Theme and Guiding Questions
During the past two decades, practitioners and scholars have witnessed a series of crises – financial, health, security, democratic, and climate – that have increased risk and uncertainty for individuals, states, and international organizations. As we seemingly head into an era of multiple and overlapping crises simultaneously unfolding at different speeds, what are the consequences and prospects for international organisation and its attendant organizations? How are international organisations affected by and responding to a world in crisis?
During the SNIS 2023 conference at the University of St. Gallen, we discussed papers that focus on this broad theme and considered its implications across four tracks: technology and security, norms and normativity, governance and policy, as well as methods and methodologies.
Some of the major questions discussed at the SNIS 2023 were the following:
- How should we think about international security in a world where international organisation and organisations face crisis?
- How are power shifts and technological change contributing to a re-shaping of governance in international security?
- What are the effects of these multiple crises on the international normative order?
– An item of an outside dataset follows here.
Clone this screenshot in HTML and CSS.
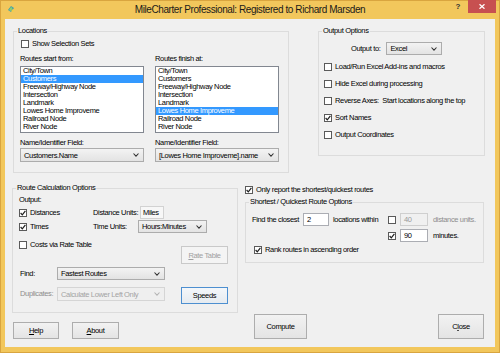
FILE: index.html
```html
<!DOCTYPE html>
<html lang="en">
<head>
    <meta charset="UTF-8">
    <title>MileCharter Professional</title>
    <link rel="stylesheet" href="styles.css">
</head>
<body>
<div class="window">
    <div class="titlebar">
        <svg class="app-icon" viewBox="0 0 8 8">
            <path d="M1 5 L4 1 L7 3 L4 7 Z" fill="#3d9fb0"/>
            <path d="M2 5 L4 2 L5.5 3 L3.5 6 Z" fill="#8fd16a"/>
            <rect x="4.5" y="4.5" width="2" height="2" fill="#f3d23a"/>
        </svg>
        <div class="title">MileCharter Professional: Registered to Richard Marsden</div>
        <div class="caption-btns">
            <span class="help-btn">?</span>
            <span class="close-btn">
                <svg viewBox="0 0 6 5"><path d="M0.5 0.3 L5.5 4.7 M5.5 0.3 L0.5 4.7" stroke="#fff" stroke-width="1.3"/></svg>
            </span>
        </div>
    </div>

    <div class="client">
        <div class="top-row">
            <fieldset class="group locations">
                <legend>Locations</legend>
                <label class="check sel-sets"><span class="box"></span>Show Selection Sets</label>
                <div class="loc-cols">
                    <div class="loc-col">
                        <div class="field-label">Routes start from:</div>
                        <ul class="listbox">
                            <li>City/Town</li>
                            <li class="sel">Customers</li>
                            <li>Freeway/Highway Node</li>
                            <li>Intersection</li>
                            <li>Landmark</li>
                            <li>Lowes Home Improveme</li>
                            <li>Railroad Node</li>
                            <li>River Node</li>
                        </ul>
                        <div class="field-label name-label">Name/Identifier Field:</div>
                        <div class="combo">Customers.Name<svg class="chev" viewBox="0 0 6 4"><path d="M0.5 0.5 L3 3.2 L5.5 0.5"/></svg></div>
                    </div>
                    <div class="loc-col">
                        <div class="field-label">Routes finish at:</div>
                        <ul class="listbox">
                            <li>City/Town</li>
                            <li>Customers</li>
                            <li>Freeway/Highway Node</li>
                            <li>Intersection</li>
                            <li>Landmark</li>
                            <li class="sel">Lowes Home Improveme</li>
                            <li>Railroad Node</li>
                            <li>River Node</li>
                        </ul>
                        <div class="field-label name-label">Name/Identifier Field:</div>
                        <div class="combo">[Lowes Home Improveme].name<svg class="chev" viewBox="0 0 6 4"><path d="M0.5 0.5 L3 3.2 L5.5 0.5"/></svg></div>
                    </div>
                </div>
            </fieldset>

            <fieldset class="group output">
                <legend>Output Options</legend>
                <div class="output-to">
                    <span>Output to:</span>
                    <div class="combo excel">Excel<svg class="chev" viewBox="0 0 6 4"><path d="M0.5 0.5 L3 3.2 L5.5 0.5"/></svg></div>
                </div>
                <label class="check"><span class="box"></span>Load/Run Excel Add-ins and macros</label>
                <label class="check"><span class="box"></span>Hide Excel during processing</label>
                <label class="check"><span class="box"></span>Reverse Axes:&nbsp; Start locations along the top</label>
                <label class="check"><span class="box"><svg viewBox="0 0 6 6"><path d="M0.6 3 L2.3 4.8 L5.4 0.8"/></svg></span>Sort Names</label>
                <label class="check"><span class="box"></span>Output Coordinates</label>
            </fieldset>
        </div>

        <div class="bottom-row">
            <div class="left-col">
                <fieldset class="group calc">
                    <legend>Route Calculation Options</legend>
                    <div class="calc-label">Output:</div>
                    <div class="units-row">
                        <label class="check"><span class="box"><svg viewBox="0 0 6 6"><path d="M0.6 3 L2.3 4.8 L5.4 0.8"/></svg></span>Distances</label>
                        <span>Distance Units:</span>
                        <span class="miles">Miles</span>
                    </div>
                    <div class="units-row">
                        <label class="check"><span class="box"><svg viewBox="0 0 6 6"><path d="M0.6 3 L2.3 4.8 L5.4 0.8"/></svg></span>Times</label>
                        <span>Time Units:</span>
                        <div class="combo time-combo">Hours:Minutes<svg class="chev" viewBox="0 0 6 4"><path d="M0.5 0.5 L3 3.2 L5.5 0.5"/></svg></div>
                    </div>
                    <div class="cost-row">
                        <label class="check"><span class="box"></span>Costs via Rate Table</label>
                        <button class="btn off rate-btn"><u>R</u>ate Table</button>
                    </div>
                    <div class="find-row">
                        <span class="find-label">Find:</span>
                        <div class="combo find-combo">Fastest Routes<svg class="chev" viewBox="0 0 6 4"><path d="M0.5 0.5 L3 3.2 L5.5 0.5"/></svg></div>
                    </div>
                    <div class="find-row dup-row">
                        <span class="find-label off-text">Duplicates:</span>
                        <div class="combo off find-combo">Calculate Lower Left Only<svg class="chev" viewBox="0 0 6 4"><path d="M0.5 0.5 L3 3.2 L5.5 0.5"/></svg></div>
                        <button class="btn speeds">Speeds</button>
                    </div>
                </fieldset>
                <div class="left-btns">
                    <button class="btn help"><u>H</u>elp</button>
                    <button class="btn about"><u>A</u>bout</button>
                </div>
            </div>

            <div class="right-col">
                <label class="check only-row"><span class="box"><svg viewBox="0 0 6 6"><path d="M0.6 3 L2.3 4.8 L5.4 0.8"/></svg></span>Only report the shortest/quickest routes</label>
                <fieldset class="group shortest">
                    <legend>Shortest / Quickest Route Options</legend>
                    <div class="closest-grid">
                        <span>Find the closest</span>
                        <span class="edit n-closest">2</span>
                        <span>locations within</span>
                        <span class="box"></span>
                        <span class="edit off">40</span>
                        <span class="off-text">distance units.</span>
                        <span class="box r2"><svg viewBox="0 0 6 6"><path d="M0.6 3 L2.3 4.8 L5.4 0.8"/></svg></span>
                        <span class="edit">90</span>
                        <span>minutes.</span>
                    </div>
                    <label class="check rank-row"><span class="box"><svg viewBox="0 0 6 6"><path d="M0.6 3 L2.3 4.8 L5.4 0.8"/></svg></span>Rank routes in ascending order</label>
                </fieldset>
                <div class="right-btns">
                    <button class="btn compute">Compute</button>
                    <button class="btn close">C<u>l</u>ose</button>
                </div>
            </div>
        </div>
    </div>
</div>
</body>
</html>
```

FILE: styles.css
```css
* {
    box-sizing: border-box;
}

html, body {
    margin: 0;
}

body {
    font-family: "Liberation Sans", Arial, sans-serif;
    font-size: 7.5px;
    letter-spacing: -0.35px;
    color: #000;
    background: #f2c75c;
}

/* window frame */
.window {
    width: 500px;
    height: 353px;
    background: #f2c75c;
    box-shadow: inset 0 0 0 1px #d9a53f;
    display: flex;
    flex-direction: column;
}

.titlebar {
    height: 19px;
    display: grid;
    grid-template-columns: 1fr auto 1fr;
    align-items: start;
}

.app-icon {
    width: 8px;
    height: 8px;
    margin: 5px 0 0 7px;
}

.title {
    font-size: 10px;
    letter-spacing: -0.42px;
    line-height: 20px;
    color: #1a1a1a;
    white-space: nowrap;
}

.caption-btns {
    justify-self: end;
    display: flex;
    margin-right: 4px;
}

.help-btn {
    width: 20px;
    height: 13px;
    line-height: 13px;
    text-align: center;
    font-weight: bold;
    font-size: 8px;
    letter-spacing: 0;
    color: #333;
}

.close-btn {
    width: 28px;
    height: 13px;
    background: #c75050;
    display: flex;
    align-items: center;
    justify-content: center;
}

.close-btn svg {
    width: 6px;
    height: 5px;
}

.client {
    flex: 1;
    margin: 0 5px 6px;
    background: #f0f0f0;
}

/* group boxes */
.group {
    margin: 0;
    padding: 0;
    border: 1px solid #dcdcdc;
    min-width: 0;
}

.group legend {
    padding: 0 1px;
    margin-left: 3px;
    line-height: 10px;
}

/* checkboxes */
.check {
    display: flex;
    align-items: center;
    gap: 3px;
    height: 10px;
    line-height: 10px;
    white-space: nowrap;
}

.box {
    width: 8px;
    height: 8px;
    flex: none;
    border: 1px solid #5a5a5a;
    background: #fff;
    display: flex;
    align-items: center;
    justify-content: center;
}

.box svg {
    width: 6px;
    height: 6px;
    fill: none;
    stroke: #1e1e1e;
    stroke-width: 1.2;
}

/* controls */
.combo {
    display: flex;
    align-items: center;
    justify-content: space-between;
    height: 14px;
    padding: 0 4px 0 3px;
    border: 1px solid #acacac;
    background: linear-gradient(#f3f3f3, #e3e3e3);
    white-space: nowrap;
    overflow: hidden;
}

.combo.off {
    border-color: #d5d5d5;
    background: #efefef;
    color: #a3a3a3;
}

.chev {
    width: 6px;
    height: 4px;
    flex: none;
    margin-left: 3px;
    fill: none;
    stroke: #333;
    stroke-width: 1.1;
}

.combo.off .chev {
    stroke: #b5b5b5;
}

.edit {
    height: 13px;
    line-height: 11px;
    padding: 0 3px;
    border: 1px solid #abadb3;
    background: #fff;
}

.edit.off {
    border-color: #cfcfcf;
    background: #f0f0f0;
    color: #9a9a9a;
}

.off-text {
    color: #8d8d8d;
}

.btn {
    font: inherit;
    letter-spacing: inherit;
    color: #000;
    height: 17px;
    padding: 0;
    border: 1px solid #adadad;
    background: linear-gradient(#f2f2f2, #e4e4e4);
}

.btn.off {
    border-color: #c9c9c9;
    background: #f4f4f4;
    color: #a0a0a0;
}

/* layout */
.top-row {
    display: flex;
    align-items: flex-start;
    padding: 7px 0 0 8px;
}

.locations {
    width: 276px;
    height: 147px;
}

.sel-sets {
    margin: 3px 0 0 7px;
}

.loc-cols {
    display: grid;
    grid-template-columns: 124px 124px;
    column-gap: 11px;
    margin: 5px 0 0 6px;
}

.field-label {
    line-height: 10px;
    white-space: nowrap;
}

.name-label {
    margin-top: 5px;
}

.listbox {
    margin: 2px 0 0;
    padding: 0;
    list-style: none;
    height: 67px;
    border: 1px solid #828790;
    background: #fff;
    overflow: hidden;
}

.listbox li {
    height: 8px;
    line-height: 8px;
    padding-left: 2px;
    white-space: nowrap;
}

.listbox li.sel {
    background: #3399ff;
    color: #fff;
}

.output {
    width: 167px;
    height: 130px;
    margin-left: 29px;
}

.output-to {
    display: flex;
    align-items: center;
    gap: 6px;
    margin: 6px 0 1px 32px;
}

.excel {
    width: 56px;
    height: 13px;
}

.output .check {
    margin: 7px 0 0 5px;
}

.bottom-row {
    display: flex;
    align-items: flex-start;
    margin-top: 10px;
    padding-left: 7px;
}

.left-col {
    width: 226px;
}

.calc {
    height: 130px;
}

.calc-label {
    line-height: 10px;
    margin: 2px 0 0 6px;
}

.units-row {
    display: grid;
    grid-template-columns: 74px 45px auto;
    align-items: center;
    height: 13px;
    margin: 1px 0 0 6px;
    white-space: nowrap;
}

.miles {
    width: 24px;
    height: 13px;
    line-height: 11px;
    margin-left: 2px;
    padding-left: 2px;
    border: 1px solid #d2d2d2;
    background: #f7f7f7;
}

.time-combo {
    width: 69px;
    height: 13px;
}

.cost-row {
    display: flex;
    align-items: flex-start;
    margin: 7px 9px 0 6px;
}

.rate-btn {
    width: 47px;
    height: 18px;
    margin: 6px 0 0 auto;
}

.find-row {
    display: flex;
    align-items: center;
    margin: 3px 0 0 7px;
    white-space: nowrap;
}

.find-label {
    width: 37px;
    line-height: 13px;
}

.find-combo {
    width: 108px;
    height: 13px;
}

.dup-row {
    align-items: flex-start;
    margin-top: 7px;
}

.dup-row .find-combo {
    height: 14px;
}

.speeds {
    width: 47px;
    margin-left: 16px;
    border-color: #4d8fd0;
    background: linear-gradient(#f4f7fa, #e6ebf0);
}

.left-btns {
    display: flex;
    margin-top: 9px;
}

.help {
    width: 46px;
    margin-left: 1px;
}

.about {
    width: 47px;
    margin-left: 13px;
}

.right-col {
    width: 239px;
    margin-left: 7px;
}

.only-row {
    margin-top: 2px;
}

.shortest {
    height: 66px;
    margin-top: 2px;
}

.closest-grid {
    display: grid;
    grid-template-columns: 51px 30px 55px 12px 33px auto;
    grid-auto-rows: 13px;
    row-gap: 3px;
    align-items: center;
    margin: 6px 0 0 6px;
    white-space: nowrap;
}

.closest-grid .edit {
    width: 28px;
}

.closest-grid .n-closest {
    width: 26px;
}

.closest-grid .r2 {
    grid-column: 4;
}

.rank-row {
    margin: 3px 0 0 8px;
}

.right-btns {
    display: flex;
    justify-content: space-between;
    margin-top: 51px;
    padding-left: 9px;
}

.compute {
    width: 53px;
    height: 25px;
}

.close {
    width: 46px;
    height: 25px;
}
```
Is the international normative order itself in crisis?
- How are actors reaffirming and transforming shared standards of appropriateness? What might (international) political theory contribute to these discussions?
- How have international organisations such as the EU tackled policy making in crisis?
- How do states of crisis affect legitimacy and membership in international governance arrangements?
- Are traditional methodological approaches to the study of international organisation and international organisations sufficient for understanding current challenges?